The commissioners court also may not instruct the sheriff not to execute warrants. Article 2.13 of the Code of Criminal Procedure requires of "[e]very peace officer" that "[h]e shall execute all lawful process issued to him by any magistrate or court." Article 2.18 requires that "When a prisoner is committed to jail by warrant from a magistrate or court, he shall be placed in jail by the sheriff. It is a violation of duty on the part of any sheriff to permit a defendant so committed to remain out of jail . . . ." (Emphasis added.) Moreover, while the sheriff is not civilly liable to particular persons for failure to execute a criminal warrant in a timely fashion, Munoz v. Cameron County, 725 S.W.2d 319, 323 (Tex. App.--Corpus Christi 1986, no writ), Local Government Code section 85.021 provides that the sheriff commits an offense punishable by a fine of no more than $100 if he fails to execute all process and precepts directed to him by legal authority, and article 2.16 of the Code of Criminal Procedure makes it an offense for the sheriff "wilfully [to] refuse or fail from neglect to execute" summonses, subpoenas, attachments for witnesses, "or any other legal process which it is made his duty by law to execute . . . ."

Additionally, though the commissioners court is not civilly liable for the sheriff's failure to execute process, see Attorney General Opinion H-595 (1975), that fact will not insulate the county from its duty to provide safe and suitable jails under Local Government Code section 351.001, nor from its liability under article 104.002(a) of the Code of Criminal Procedure for "all expenses incurred in the safekeeping of prisoners confined in the county jail or kept under guard by the county." A somewhat analogous situation was addressed by this office in Attorney General Opinion DM-313. In that case, the question presented was whether a county bore the cost of incarceration if a municipal court issued a commitment order on a state law violation and the sheriff refused to take custody of the prisoner. Noting that once the order was issued, the duty to incarcerate and the costs of incarceration were the sheriff's, the opinion concluded:

In your hypothetical, the sheriff has not accepted the prisoners. However, the refusal to do so is not an exercise of discretion, but is rather, according to the plain language of article 2.18, a violation of duty. The sheriff cannot avoid the cost of his duty by refusal to undertake it.

Attorney General Opinion DM-313 (1995) at 2. (Emphasis added.)

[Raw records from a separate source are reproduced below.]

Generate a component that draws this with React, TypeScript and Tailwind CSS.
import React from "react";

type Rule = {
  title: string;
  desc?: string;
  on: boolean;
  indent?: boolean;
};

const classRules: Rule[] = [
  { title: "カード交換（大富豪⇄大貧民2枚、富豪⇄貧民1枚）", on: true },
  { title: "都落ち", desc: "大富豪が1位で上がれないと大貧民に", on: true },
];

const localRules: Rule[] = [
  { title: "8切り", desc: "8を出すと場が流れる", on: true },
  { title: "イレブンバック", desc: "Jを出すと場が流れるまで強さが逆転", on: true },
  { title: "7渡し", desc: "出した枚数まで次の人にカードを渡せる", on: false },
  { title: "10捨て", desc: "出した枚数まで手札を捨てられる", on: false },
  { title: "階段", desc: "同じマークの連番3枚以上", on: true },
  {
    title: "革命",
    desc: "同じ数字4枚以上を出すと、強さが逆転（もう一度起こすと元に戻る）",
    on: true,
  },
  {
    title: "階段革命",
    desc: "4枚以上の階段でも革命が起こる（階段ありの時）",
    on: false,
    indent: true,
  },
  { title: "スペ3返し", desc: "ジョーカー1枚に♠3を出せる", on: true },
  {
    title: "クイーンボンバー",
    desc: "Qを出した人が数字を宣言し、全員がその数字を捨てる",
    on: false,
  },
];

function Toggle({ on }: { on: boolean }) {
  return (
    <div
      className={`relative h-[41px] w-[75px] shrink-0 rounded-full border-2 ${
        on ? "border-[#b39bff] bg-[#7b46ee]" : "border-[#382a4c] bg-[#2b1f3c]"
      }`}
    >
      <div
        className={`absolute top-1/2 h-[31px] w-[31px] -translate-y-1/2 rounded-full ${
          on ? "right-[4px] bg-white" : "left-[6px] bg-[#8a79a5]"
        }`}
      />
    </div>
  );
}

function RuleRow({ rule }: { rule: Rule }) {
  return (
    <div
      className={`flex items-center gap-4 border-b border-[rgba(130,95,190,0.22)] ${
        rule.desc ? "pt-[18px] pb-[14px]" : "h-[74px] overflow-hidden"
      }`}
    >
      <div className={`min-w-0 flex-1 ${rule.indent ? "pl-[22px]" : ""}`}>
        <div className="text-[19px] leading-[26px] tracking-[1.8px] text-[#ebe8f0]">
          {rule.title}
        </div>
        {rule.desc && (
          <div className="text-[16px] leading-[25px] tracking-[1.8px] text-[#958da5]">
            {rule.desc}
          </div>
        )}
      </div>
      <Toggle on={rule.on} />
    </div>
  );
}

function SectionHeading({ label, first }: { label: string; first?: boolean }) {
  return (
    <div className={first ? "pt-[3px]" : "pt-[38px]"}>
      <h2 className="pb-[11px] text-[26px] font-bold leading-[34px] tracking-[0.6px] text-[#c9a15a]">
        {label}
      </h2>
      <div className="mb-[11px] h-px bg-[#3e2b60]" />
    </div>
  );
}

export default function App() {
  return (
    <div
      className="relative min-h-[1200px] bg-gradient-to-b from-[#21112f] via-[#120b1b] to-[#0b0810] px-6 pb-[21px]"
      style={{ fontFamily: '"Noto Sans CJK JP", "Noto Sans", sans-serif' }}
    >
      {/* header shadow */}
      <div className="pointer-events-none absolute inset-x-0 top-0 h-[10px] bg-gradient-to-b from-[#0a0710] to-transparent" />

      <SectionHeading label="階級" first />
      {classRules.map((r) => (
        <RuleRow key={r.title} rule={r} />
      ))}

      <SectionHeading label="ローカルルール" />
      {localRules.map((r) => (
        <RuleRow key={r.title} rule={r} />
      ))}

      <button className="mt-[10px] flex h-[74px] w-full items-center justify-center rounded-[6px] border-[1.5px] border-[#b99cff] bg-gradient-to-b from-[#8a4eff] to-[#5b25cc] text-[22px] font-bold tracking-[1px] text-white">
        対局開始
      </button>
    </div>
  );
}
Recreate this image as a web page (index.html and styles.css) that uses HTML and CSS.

The cost of maintaining the jail in a manner that comports with the rules of the Commission on Jail Standards, the statutory requirements of Local Government Code section 351.001, and the Eighth and Fourteenth Amendments to the United States Constitution falls upon the county, and may not be avoided. See Alberti, 406 F. Supp. at 669. Accordingly, if it is necessary to farm out prisoners from the county jail in order to meet these obligations, the county may not limit the authority of the sheriff to do so, refuse to pay the sums necessary to meet its obligations, or interfere with the sheriff's legal duty to execute criminal warrants.

S U M M A R Y

The cost of maintaining the jail in a manner that comports with the rules of the Commission on Jail Standards, the statutory requirements of Local Government Code section 351.001, and the Eighth and Fourteenth Amendments to the United States Constitution falls upon the county, and may not be avoided. Accordingly, if it is necessary to farm out prisoners from the county jail in order to meet these obligations, the county may not limit the authority of the sheriff to do so, refuse to pay the sums necessary to meet its obligations, or interfere with the sheriff's legal duty to execute criminal warrants.

      Yours very truly,

      James E. Tourtelott
      Assistant Attorney General
      Opinion Committee


Footnotes

1. Cf. Commissioners Court v. District Judge, 22nd Judicial Dist., 506 S.W.2d 630 (Tex. Civ. App.--Austin 1974, writ ref'd n.r.e.) (affirming writ of mandamus to compel commissioners to appropriate specified sum as county's proportional share of adult probation budget).